En cuanto al sacrificio de paz, cantamos palabras que expresan el descanso que hallamos en la obra de Cristo, la paz que él hizo, la comunión con Dios y entre nosotros:

Con grande amor ¡oh Cristo! te entregaste,
En cruz colgado, de Dios maldición;
Tu propia sangre, el precio que donaste,
Fue nuestra paz y eterna salvación.

¡Tierno Jesús! de Dios el Muy amado,
Del Padre el don, supremo don de amor;
A Ti Señor, el Hijo consumado,
Te adora el alma con santo fervor.

Da paz y dicha inefable
¡Oh Jesús! tu comunión,
Y de tu amor insondable
Ya gozamos hoy el don;

Santos, de común acuerdo
Demos preces y virtud,
Al Cordero inmolado
Sea gloria en plenitud.

Reflexionemos en el sentido de los cánticos cuando expresamos la alabanza ante Dios. Cantar con el entendimiento nos ayudará a entrar en los diversos aspectos de esta obra maravillosa, única y eterna: la ofrenda del cuerpo de Jesucristo hecha una vez para siempre.

Cantar es el gozo y el privilegio de los redimidos. 2 Crónicas 29:27-28 nos da el fundamento: «Cuando comenzó el holocausto, comenzó también el cántico de Jehová… Y toda la multitud adoraba, y los cantores cantaban… todo esto duró hasta consumirse el holocausto». Jamás habría habido cántico si no hubiese habido holocausto. Con el sacrificio, simultáneamente comenzó el cántico.
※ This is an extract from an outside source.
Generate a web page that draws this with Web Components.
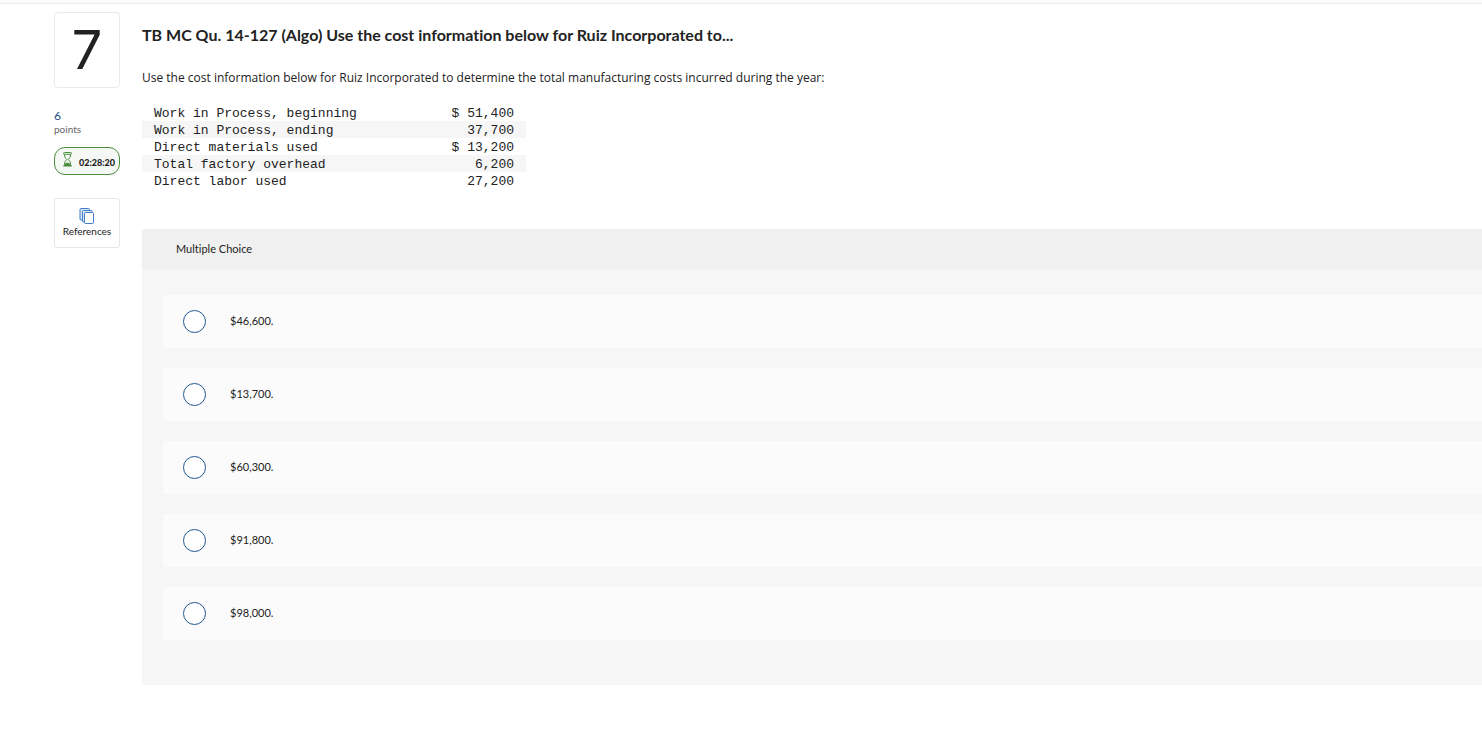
<!DOCTYPE html>
<html lang="en">
<head>
<meta charset="utf-8">
<meta name="viewport" content="width=device-width, initial-scale=1">
<title>Question 7</title>
<style>
    body {
        margin: 0;
        background: #fff;
        color: #222;
        font-family: Lato, "Open Sans", sans-serif;
        font-size: 13px;
        font-variant-ligatures: none;
    }
</style>
</head>
<body>

<quiz-page>
    <question-info slot="info" number="7" points="6" time="02:28:20"></question-info>
    <question-body heading="TB MC Qu. 14-127 (Algo) Use the cost information below for Ruiz Incorporated to...">
        Use the cost information below for Ruiz Incorporated to determine the total manufacturing costs incurred during the year:
        <cost-table slot="data"></cost-table>
    </question-body>
    <choice-group heading="Multiple Choice">
        <answer-choice>$46,600.</answer-choice>
        <answer-choice>$13,700.</answer-choice>
        <answer-choice>$60,300.</answer-choice>
        <answer-choice>$91,800.</answer-choice>
        <answer-choice>$98,000.</answer-choice>
    </choice-group>
</quiz-page>

<template id="quiz-page">
    <style>
        :host {
            display: block;
        }

        .topbar {
            height: 3px;
            background: #fafafa;
            border-bottom: 1px solid #ececec;
        }

        .layout {
            display: grid;
            grid-template-columns: 66px minmax(0, 1fr);
            column-gap: 22px;
            padding: 8px 0 60px 54px;
        }
    </style>
    <div class="topbar"></div>
    <div class="layout">
        <aside><slot name="info"></slot></aside>
        <main><slot></slot></main>
    </div>
</template>

<template id="question-info">
    <style>
        :host {
            display: flex;
            flex-direction: column;
        }

        .number {
            box-sizing: border-box;
            height: 76px;
            border: 1px solid #e9e9e9;
            border-radius: 4px;
            font-size: 54px;
            line-height: 74px;
            text-align: center;
            font-family: Inter, sans-serif;
        }

        .points {
            margin-top: 21px;
            font-size: 10px;
            line-height: 14px;
            color: #666;
        }

        .points b {
            display: block;
            font-size: 12px;
            font-weight: 400;
            line-height: 13px;
            color: #1b4a86;
        }

        .timer {
            box-sizing: border-box;
            display: flex;
            align-items: center;
            justify-content: space-between;
            height: 28px;
            margin-top: 11px;
            padding: 0 4px 0 8px;
            border: 1px solid #4a8f3c;
            border-radius: 11px;
            background: #f6f8f6;
            font-size: 9px;
            font-weight: 900;
        }

        .timer svg {
            margin-bottom: 3px;
        }

        .timer span {
            padding-top: 3px;
        }

        button {
            display: flex;
            flex-direction: column;
            align-items: center;
            gap: 1px;
            height: 50px;
            margin: 23px 0 0;
            padding: 9px 0 0;
            border: 1px solid #e6e6e6;
            border-radius: 3px;
            background: #fff;
            color: #222;
            font: inherit;
            font-size: 10px;
            line-height: 12px;
        }
    </style>
    <div class="number"></div>
    <div class="points"><b></b>points</div>
    <div class="timer">
        <svg width="9" height="15" viewBox="0 0 9 15" fill="none" stroke="#4a8f3c" aria-hidden="true">
            <rect x=".5" y=".5" width="8" height="1.800" rx=".9"/>
            <path d="M1.500 2.300c0 2.700.8 3.600 2.300 5.200-1.500 1.500-2.300 2.500-2.300 5.200M7.500 2.300c0 2.700-.8 3.600-2.300 5.200 1.500 1.500 2.300 2.500 2.300 5.200"/>
            <path d="M.3 14.500v-1.200l1.500-1c.5-.9 1.500-1.500 2.700-1.500s2.200.6 2.700 1.500l1.500 1v1.200z" fill="#4a8f3c" stroke="none"/>
        </svg>
        <span></span>
    </div>
    <button type="button">
        <svg width="16" height="16" viewBox="0 0 16 16" fill="none" stroke="#3f7cc9" aria-hidden="true">
            <path d="M3 12H2a1 1 0 0 1-1-1V1.500a1 1 0 0 1 1-1h7.500a1 1 0 0 1 1 1V2" fill="#dce8f6"/>
            <path d="M5.500 14h-1a1 1 0 0 1-1-1V3.500a1 1 0 0 1 1-1H12a1 1 0 0 1 1 1V4" fill="#dce8f6"/>
            <rect x="5.500" y="4.500" width="9" height="11" rx="1" fill="#fff"/>
        </svg>
        References
    </button>
</template>

<template id="question-body">
    <style>
        :host {
            display: block;
        }

        h1 {
            margin: 0;
            padding-top: 11px;
            font-size: 16px;
            font-weight: 700;
            line-height: 24px;
        }

        .text {
            margin: 21px 0 16px;
            font-family: "Open Sans", sans-serif;
            font-size: 12px;
            line-height: 20px;
        }
    </style>
    <h1></h1>
    <div class="text"><slot></slot></div>
    <slot name="data"></slot>
</template>

<template id="cost-table">
    <style>
        :host {
            display: block;
        }

        table {
            width: 384px;
            border-collapse: collapse;
            font-family: "Liberation Mono", "Courier New", monospace;
            font-size: 13px;
            line-height: 15px;
        }

        th, td {
            padding: 2px 12px 0;
            font-weight: 400;
            text-align: left;
            white-space: pre;
        }

        td {
            text-align: right;
        }

        tr:nth-child(even) {
            background: #f6f6f6;
        }
    </style>
    <table><tbody></tbody></table>
</template>

<template id="choice-group">
    <style>
        :host {
            display: block;
            margin-top: 40px;
            border-radius: 3px 0 0 3px;
            overflow: hidden;
            background: #f6f6f6;
        }

        h2 {
            margin: 0;
            padding-left: 34px;
            background: #f0f0f0;
            font-size: 11px;
            font-weight: 400;
            line-height: 40px;
        }

        .choices {
            display: grid;
            gap: 20px;
            padding: 26px 0 45px 21px;
            font-size: 11px;
        }
    </style>
    <h2></h2>
    <div class="choices" role="radiogroup"><slot></slot></div>
</template>

<template id="answer-choice">
    <style>
        :host {
            display: block;
            border-radius: 3px 0 0 3px;
            background: #fbfbfb;
        }

        label {
            display: flex;
            align-items: center;
            gap: 24px;
            padding: 15px 20px;
            line-height: 16px;
        }

        span {
            padding-bottom: 2px;
        }

        input {
            appearance: none;
            width: 23px;
            height: 23px;
            margin: 0;
            border: 1px solid #1f568f;
            border-radius: 50%;
            background: #fff;
        }

        input:checked {
            background: #1f568f;
            box-shadow: inset 0 0 0 5px #fff;
        }
    </style>
    <label><input type="radio"><span><slot></slot></span></label>
</template>

<script>
class BaseElement extends HTMLElement {
    constructor() {
        super();
        const template = document.getElementById(this.localName)
        this.attachShadow({ mode: 'open' })
        this.shadowRoot.appendChild(template.content.cloneNode(true))
    }
}

class QuizPage extends BaseElement {}

class QuestionInfo extends BaseElement {
    connectedCallback() {
        this.shadowRoot.querySelector('.number').textContent = this.getAttribute('number')
        this.shadowRoot.querySelector('.points b').textContent = this.getAttribute('points')
        this.shadowRoot.querySelector('.timer span').textContent = this.getAttribute('time')
    }
}

class QuestionBody extends BaseElement {
    connectedCallback() {
        this.shadowRoot.querySelector('h1').textContent = this.getAttribute('heading')
    }
}

class CostTable extends BaseElement {
    set rows(rows) {
        const tbody = this.shadowRoot.querySelector('tbody')
        tbody.replaceChildren()
        rows.forEach(([name, amount]) => {
            const tr = tbody.insertRow()
            const th = document.createElement('th')
            th.scope = 'row'
            th.textContent = name
            tr.appendChild(th)
            tr.insertCell().textContent = amount
        })
    }
}

class ChoiceGroup extends BaseElement {
    connectedCallback() {
        const heading = this.getAttribute('heading')
        this.shadowRoot.querySelector('h2').textContent = heading
        this.shadowRoot.querySelector('.choices').setAttribute('aria-label', heading)

        // radios in separate shadow roots don't share a group, so clear the others here
        this.addEventListener('choice-picked', (e) => {
            this.querySelectorAll('answer-choice').forEach((choice) => {
                if (choice !== e.target) choice.clear()
            })
        })
    }
}

class AnswerChoice extends BaseElement {
    connectedCallback() {
        this.input = this.shadowRoot.querySelector('input')
        this.input.addEventListener('change', () => {
            this.dispatchEvent(new CustomEvent('choice-picked', { bubbles: true }))
        })
    }

    clear() {
        this.input.checked = false
    }
}

window.customElements.define('quiz-page', QuizPage)
window.customElements.define('question-info', QuestionInfo)
window.customElements.define('question-body', QuestionBody)
window.customElements.define('cost-table', CostTable)
window.customElements.define('choice-group', ChoiceGroup)
window.customElements.define('answer-choice', AnswerChoice)

document.querySelector('cost-table').rows = [
    ['Work in Process, beginning', '$ 51,400'],
    ['Work in Process, ending', '37,700'],
    ['Direct materials used', '$ 13,200'],
    ['Total factory overhead', '6,200'],
    ['Direct labor used', '27,200'],
]
</script>
</body>
</html>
Jamás desaparecerá ante Dios el valor del holocausto, y el cántico sigue hasta que el holocausto se termine. Sin duda, Cristo fue ofrecido una vez para siempre, pero el perfume del olor grato de su sacrificio subirá ante Dios. El cántico de alabanza se cantará no solo durante el tiempo de nuestra peregrinación, sino durante toda la eternidad.

6.5 - El real sacerdocio

Estos capítulos del Levítico nos mostraron cómo los israelitas llevaban ofrendas a Dios. Ahora, los creyentes somos piedras vivas; somos edificados como casa espiritual, como sacerdocio santo para ofrecer sacrificios espirituales aceptables a Dios por medio de Jesucristo. Bajo la ley, se podía presentar a Dios lo que él demandaba, y nutrirse de los sacrificios; pero la parte del cristiano es más amplia. Sin duda, lo más importante es ofrecer a Dios sacrificios espirituales: adorarlo por lo que él es en sí mismo, bendecirlo por todo lo que hizo por nosotros; luego gozarnos en su presencia y nutrirnos del infinito amor de su Hijo.

Pero, bajo la ley, época del «vallado», del «redil» judaico (Marcos 12:1; Juan 10:1, 16), Israel ignoraba el real sacerdocio: «Mas vosotros sois linaje escogido, real sacerdocio, nación santa, pueblo adquirido por Dios, para que anunciéis las virtudes de aquel que os llamó de las tinieblas a su luz admirable» (1 Pe. 2:9). Si bien nuestro primer privilegio es ofrecer a Dios sacrificios espirituales, también somos invitados a anunciar a los demás las virtudes de aquel que nos llamó de las tinieblas a su luz admirable. Al salir del santuario, podremos dar a conocer al mundo de donde hemos sido sacados, esta gracia, este amor, esta luz de que gozamos.

Es lo peculiar de la gracia, de esta gracia que nada retiene, pero que se extiende hasta los confines de la tierra según la promesa hecha por el Señor Jesús mismo por medio de la voz profética: «Poco es para mí que tú seas mi siervo para levantar las tribus de Jacob, y para que restaures el remanente de Israel; también te di por luz de las naciones, para que seas mi salvación hasta lo postrero de la tierra» (Is. 49:6).

Que podamos responder al pensamiento de Dios ofreciendo sacrificios espirituales y nutriéndonos de Cristo, a la vez que proclamando a nuestro alrededor las maravillas de su gracia.